JAKARTA, SSOL – Pengamat Komunikasi Politik UPH, Emrus Sihombing menyarankan Musyawarah Nasinoal (Munas) Partai Golkar yang memilih nahkoda baru pada awal Desember nanti sebaiknya dilakukan secara musyawarah mufakat bukan voting.
“Saya berpendapat, dalam Munas Golkar awal Desember 2019, jauh lebih baik menggunakan mekanisme musyawarah daripada voting, “ kata Emrus dalam keterangannya di Jakarta, Senin (18/11/2019).
Menurutnya setidaknya ada 14 keuntungan dengan dilakukannya musyawarah, pertama sesuai dengn budaya demokrasi ke-Indonesia-an. Kedua benar-benar bebasis pada sila ke-empat dari Pancasila dan pembukaan UUD.
Ketiga, memperkecil atau meniadakan polarisasi di internal partai. Keempat mencegah konflik di internal partai. Kelima reputasi Golkar tetap terjaga dengan baik di tengah masyatakat. Keenam memelihara soliditas di internal partai. Ketujuh mencegah munculnya dua ‘nakoda’.
Kedelapan memelihara kekompakan di internal partai terutama menghadapi Pilkada 2020. Kesembilanbiaya politik lebih murah. Sepuluh meniadakan kemungkikanan praktek politik karena tawaran ‘logistik’ yang kebih besar sehingga menjadi fokus pada perjuangan politik.
Kesebelasmampu merumuskan politik kebersamaan. Dua belas mampu mengakomodasi pemikiran dan program dari setiap aspirasi pemilik hak suara. Tigabelas mengedepankan komunikasi politik dialogis. Dan terakhir menghindari politik ‘menang-kalah’ antar faksi.
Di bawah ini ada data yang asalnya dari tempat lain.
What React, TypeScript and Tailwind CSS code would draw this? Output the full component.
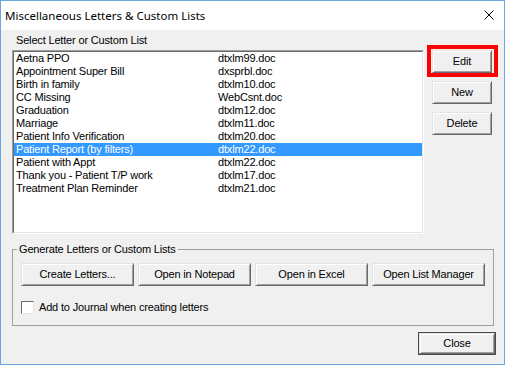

Lanjutnya, lantas bagaimana dengan voting?, Emrus menambahkan selain berpotensi kemungkinan munculnya kebalikan dari 14 point bila dengan musyawarah, maka sistem voting menjadi lebih dekat dengan demokrasi liberal daripada demokrasi ke-indonesia-an, yaitu musyawarah mufakat.
Emrus juga memprediksi, dua kandidat yang akan maju baik Arlangga maupun Bambang Soesatyo lebih memilih musyarawah mufakat.
Pasalnya kata dia, Airlangga selama memimpin Golkar selalu melakukan komunikasi politik di internal Golkar dengan mengedepankan 14 point di atas.
“Sedangkan Bambang Soesatyo, dia juga lebih senang dengan musyawarah di Munas Golkar awal Desember 2019, karena dia sesungguhnya ‘produk’ dari musyawarah menjadikan dirinya duduk di kursi nomor satu di MPR-RI,” tandasnya.